The candidate owns Guidry Group Inc., a 14-year-old publishing company operating in Houma.

Guidry said his goal, aside from helping industry, is to help small businesses grow. It is more likely, he said, to expand existing businesses and get them to hire one or two extra people than to recruit a new company that would bring 1,000 jobs to the area.

In the House of Representatives race, Morgan City resident Howard Castay, no party affiliation, was present, while incumbent Rep. Joe Harrison (R-Napoleonville) was absent due to a scheduling conflict.

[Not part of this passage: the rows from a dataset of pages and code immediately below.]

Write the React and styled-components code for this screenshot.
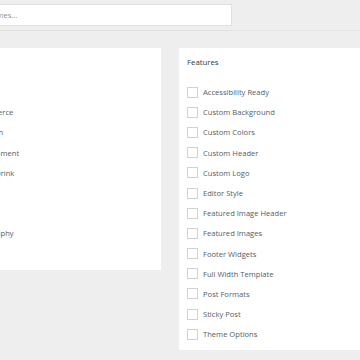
import React from "react";
import styled, { createGlobalStyle } from "styled-components";

const GlobalStyle = createGlobalStyle`
  html, body {
    margin: 0;
    padding: 0;
    background: #eeeeee;
    overflow: hidden;
  }
  body {
    font-family: "Open Sans", "Noto Sans", sans-serif;
  }
`

const Page = styled.div`
  width: 360px;
  height: 360px;
  overflow: hidden;
`

const Canvas = styled.div`
  margin-left: -56px;
  width: 470px;
`

const SearchBar = styled.div`
  height: 31px;
  border-bottom: 1px solid #e2e2e2;
  display: flex;
  align-items: flex-start;
  padding-top: 4px;
  box-sizing: border-box;
`

const SearchInput = styled.input`
  margin-left: -24px;
  width: 312px;
  height: 22px;
  box-sizing: border-box;
  border: 1px solid #e0e0e0;
  background: #fff;
  font-family: inherit;
  font-size: 7.6px;
  color: #32373c;
  padding: 0 6px;
  outline: none;
  &::placeholder {
    color: #8a8f94;
  }
`

const Panels = styled.div`
  display: flex;
  align-items: flex-start;
  gap: 18px;
  padding-top: 17px;
`

const Panel = styled.div`
  width: ${p => p.$width}px;
  height: ${p => p.$height}px;
  background: #fff;
  box-sizing: border-box;
  padding: 8px 8px 0;
`

const Heading = styled.div`
  font-size: 7.8px;
  color: #32373c;
  height: 12px;
  line-height: 12px;
  margin-bottom: 14px;
`

const List = styled.div`
  display: flex;
  flex-direction: column;
`

const Row = styled.label`
  display: flex;
  align-items: center;
  height: 20.2px;
  gap: 5px;
`

const Box = styled.span`
  width: 11px;
  height: 11px;
  box-sizing: border-box;
  border: 1px solid #d2d2d2;
  background: #fff;
  flex-shrink: 0;
`

const Label = styled.span`
  font-size: 7.6px;
  color: #555d66;
  white-space: nowrap;
`

const subjects = ["Blog", "E-Commerce", "Education", "Entertainment", "Food & Drink", "Holiday", "News", "Photography", "Portfolio"];
const features = ["Accessibility Ready", "Custom Background", "Custom Colors", "Custom Header", "Custom Logo", "Editor Style", "Featured Image Header", "Featured Images", "Footer Widgets", "Full Width Template", "Post Formats", "Sticky Post", "Theme Options"];

const FilterPanel = ({ title, items, width, height }) => (
  <Panel $width={width} $height={height}>
    <Heading>{title}</Heading>
    <List>
      {items.map(item => (
        <Row key={item}>
          <Box />
          <Label>{item}</Label>
        </Row>
      ))}
    </List>
  </Panel>
)

const App = () => {
  return (
    <Page>
      <GlobalStyle />
      <Canvas>
        <SearchBar>
          <SearchInput placeholder="Search installed themes..." />
        </SearchBar>
        <Panels>
          <FilterPanel title="Subject" items={subjects} width={217} height={222} />
          <FilterPanel title="Features" items={features} width={217} height={302} />
        </Panels>
      </Canvas>
    </Page>
  );
};

export default App;
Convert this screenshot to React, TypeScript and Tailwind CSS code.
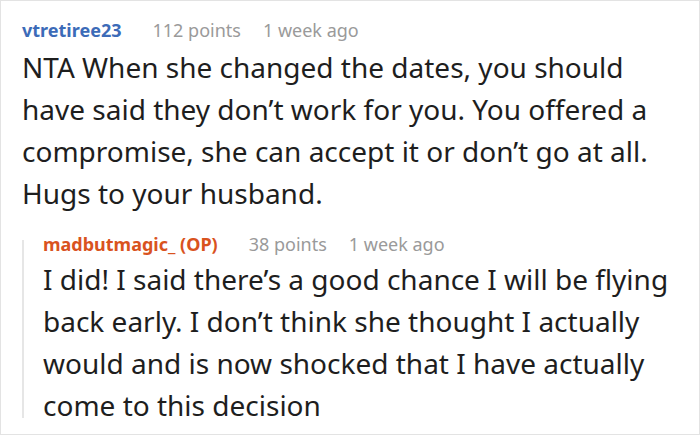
export default function App() {
  return (
    <div className="w-[700px] h-[436px] bg-white overflow-hidden" style={{ fontFamily: '"Noto Sans", "Open Sans", sans-serif' }}>
      <div className="h-[435px] border border-[#e3e3e3] pl-[21px] pr-4 pt-[15px]">
        {/* parent comment */}
        <div className="flex items-baseline text-[18px] leading-[28px]">
          <span className="font-bold text-[#3c6bb8] mr-[31px]">vtretiree23</span>
          <span className="text-[#9a9a9a] mr-[22px]">112 points</span>
          <span className="text-[#9a9a9a]">1 week ago</span>
        </div>
        <p className="text-[28px] leading-[42px] text-[#1e1e1e] mt-[2px] w-[655px]">
          NTA When she changed the dates, you should have said they don’t work for you. You offered a compromise, she can accept it or don’t go at all. Hugs to your husband.
        </p>

        {/* reply */}
        <div className="mt-[17px] flex items-start">
          <div className="mt-[9px] h-[178px] w-[2px] shrink-0 bg-[#e6e6e6]" />
          <div className="pl-[19px]">
            <div className="flex items-baseline text-[18px] leading-[27px]">
              <span className="font-bold text-[#d9531e] mr-[31px]">madbutmagic_ (OP)</span>
              <span className="text-[#9a9a9a] mr-[22px]">38 points</span>
              <span className="text-[#9a9a9a]">1 week ago</span>
            </div>
            <p className="text-[28px] leading-[42px] text-[#1e1e1e] w-[630px]">
              I did! I said there’s a good chance I will be flying back early. I don’t think she thought I actually would and is now shocked that I have actually come to this decision
            </p>
          </div>
        </div>
      </div>
    </div>
  );
}
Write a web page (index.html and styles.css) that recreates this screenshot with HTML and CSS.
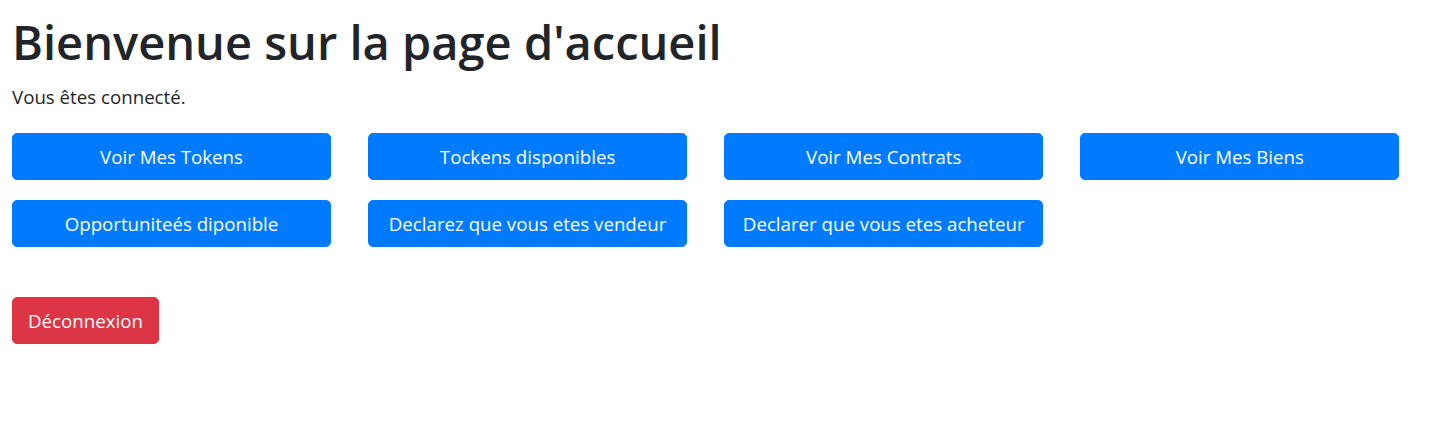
FILE: index.html
```html
<!DOCTYPE html>
<html lang="fr">
<head>
<meta charset="utf-8">
<title>Accueil</title>
<link rel="stylesheet" href="styles.css">
</head>
<body>
<main class="page">
  <h1 class="title">Bienvenue sur la page d'accueil</h1>
  <p class="lead-text">Vous êtes connecté.</p>
  <div class="actions">
    <button class="btn btn-primary">Voir Mes Tokens</button>
    <button class="btn btn-primary">Tockens disponibles</button>
    <button class="btn btn-primary">Voir Mes Contrats</button>
    <button class="btn btn-primary">Voir Mes Biens</button>
    <button class="btn btn-primary">Opportuniteés diponible</button>
    <button class="btn btn-primary">Declarez que vous etes vendeur</button>
    <button class="btn btn-primary">Declarer que vous etes acheteur</button>
  </div>
  <div class="logout">
    <button class="btn btn-danger">Déconnexion</button>
  </div>
</main>
</body>
</html>
```

FILE: styles.css
```css
* { box-sizing: border-box; }
html, body { margin: 0; padding: 0; background: #fff; }
body {
  font-family: "Open Sans", "Noto Sans", sans-serif;
  font-size: 18.7px;
  line-height: 1.5;
  color: #212529;
}
.page {
  padding: 12px 12px 0 12px;
}
.title {
  margin: 0 0 10px 0;
  font-size: 47px;
  font-weight: 600;
  line-height: 60px;
}
.lead-text {
  margin: 0 0 21px 0;
  line-height: 30px;
}
.actions {
  display: grid;
  grid-template-columns: repeat(4, 319px);
  column-gap: 37.1px;
  row-gap: 20px;
}
.btn {
  display: inline-block;
  font-family: inherit;
  font-size: 18.7px;
  line-height: 30px;
  height: 47px;
  padding: 7px 15px;
  border: 1px solid transparent;
  border-radius: 5px;
  color: #fff;
  text-align: center;
  cursor: pointer;
  white-space: nowrap;
}
.btn-primary { background: #007bff; border-color: #007bff; }
.btn-danger { background: #dc3545; border-color: #dc3545; }
.logout { margin-top: 50px; }
```
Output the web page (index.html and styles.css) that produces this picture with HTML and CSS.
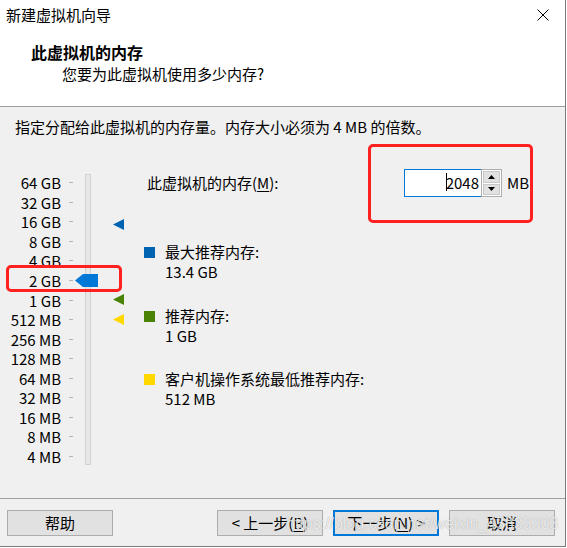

Castay touched on a number of topics he said are important to the area including the oil moratorium, I-49, education, health care, the BP disaster and flood control.

He said Rep. Harrison voted with other lawmakers to give himself a raise and authored a bill to increase office expense accounts for lawmakers from $1,500 per month to $6,000 per month. Further, Castay said the Louisiana Association of Business and Industry gave Harrison a score of 55 for his work in fighting for business and jobs between 2008 and 2011.

Specifically addressing the chamber’s questions, Castay said he would represent everyone in the state, not just special interests. He promised to work with the chamber and parish officials to boost the area’s economic interests.

Secondly, he would work to downsize government through attrition. Also, he said, an across-the-board audit is needed in any section of government that collects fees or tolls.